The undercover agents helped police arrest hundreds of demonstrators
during
the convention. By the time the Democrats went home, even the
protesters
were beginning to concede the snitch-fueled tactics were beginning to
hurt
the anti-globalization. "Anyone who has been involved in the mass
protest
movement through a major event of the last six months has friends who
have
been brutalized at the hands of the system," activist/journalist Tim
Ream
wrote in an August 10 dispatch from Los Angeles, noting that nearly
2,500
protesters had been arrested since November 30, 1999.
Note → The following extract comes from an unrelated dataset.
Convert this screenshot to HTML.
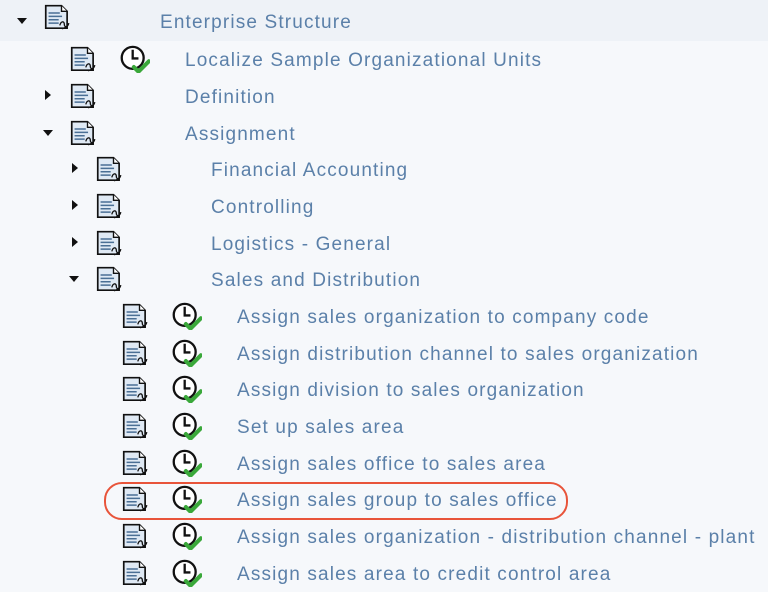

But the repression wasn't merely happening in America. In recent
years, the
FBI has opened more than 40 satellite offices around the world. In
August
2000, the Central and Eastern European Review reported that FBI
Director
Louis Freeh and Czech Interior Minister Stanislav Gross met to
discuss
launching a joint operation in advance of the annual meeting of the
World
Bank and the International Monetary Fund, set for September 26 in
Prague.
At the time, thousands of anarchist, socialists, communists and other
left
wing European activists were planning to protest the gathering, and
Czech
Prime Minister Milos Zeman had declared "largest threat to stability
in the
country is the extreme left."
As Freezerbox political writer Ezekial Ford put it, "The Battle of
Seattle followed by Mayday demonstrations around the world and the IMF
protests
in Washington
was a wake up call to those interested in seeing
popular
struggle against the reign of capital stunted or reversed. We must
remember
that the 1960s were viewed by elites not as a flowering of
consciousness or
a period of liberation for subjected groups, but constituted a 'crisis of
democracy,' according to the Trilateral Commission, the collective
voice
for elites in the US, Europe and Japan. Networks of activists
involved in
the struggle against the investor-centric model of globalization may
become
future targets of state repression, just as they were in the 60s and
70s.
And the FBI is apparently doing the preparatory fieldwork."
Indeed, some American protesters reported that they were prevented
from
entering the Czech Republic. The FBI had apparently provided their
names to
border guards, who used the information to turn them away.
And now law enforcement agencies are gearing up for the large
demonstration
expected when George Bush is sworn in as President. Activists from
all over
the country are travelling to Washington DC to protest the
inaguration,
including many minorities who believe their votes were intentionally
rejected by Florida officials. Law enforcement authorities are
promising
even more repression, as L.A. Kauffman wrote in the January 5 issue
of her
Internet newsletter, FreeRadical: "The D.C. police have been making
menacing pronouncements about their preparations. If the recent past
is a
guide, there will be a huge law enforcement presence, and the real
possibility of police violence against protesters. Be aware that you
run
some risk of arrest if you attend any of these protests, except
perhaps the
permitted Voter March. There's also a chance that you will encounter
pepper
spray or other chemical weapons; prepare yourself by reading an
excellent
guide on the subject from the current Earth First! Journal."
The New Millennium is suddenly looking a lot like the 1960s.